Did Kushner get any of the $600 million? Did Trump? AMMC was a black hole; the Campaign Legal Center has filed court papers calling it virtually a money-laundering operation. Some believe that Trump will now raise and spend hundreds of millions of dollars, and spend the remainder of his life grifting off the people who once put him in the Oval Office.

‘Donald Trump is a very limited-competence character,’ says Rick Wilson. ‘He does not have a lot of new tricks.’ Trump had no choice in this, Wilson thinks. Both creditors and prosecutors were closing in; he is more desperate for money than ever before.
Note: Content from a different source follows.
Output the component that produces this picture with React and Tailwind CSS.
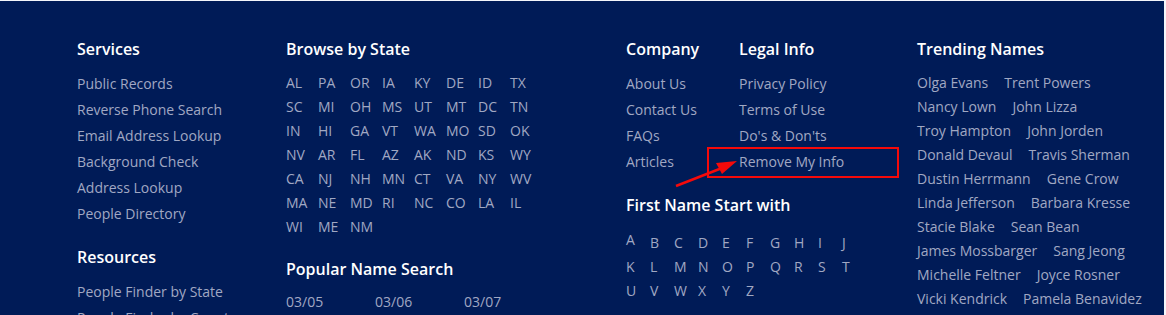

‘Donald Trump is in for a very ugly time.’ Wilson has been saying something similar for the last five years. The difference now is he might be right. Trump has some huge bills coming due and no one can see how he can pay them. This is a familiar problem for him — his companies went bankrupt four times in the 1990s. Back then, he seemed to thrive under pressure that would have broken lesser men, imbued as he is with an almost psychotic love of risk-taking, unable to believe that he could ever fail. The current crisis is just another opportunity for ‘winning’. Save America is working well, but contributions are limited to $5,000. Parties can take in much more. Perhaps he was too quick to jettison the Patriot party. Maybe Jared could look at that. Either way, it doesn’t matter whether you have a PAC or a party, you can raise money for anything you like and secretly give it back to yourself. And it’s all perfectly legal! A thing of beauty. It would be a crime not to do it. Forget the Wall, bringing jobs home, the election victory: this could be Trump’s greatest con yet, his masterpiece.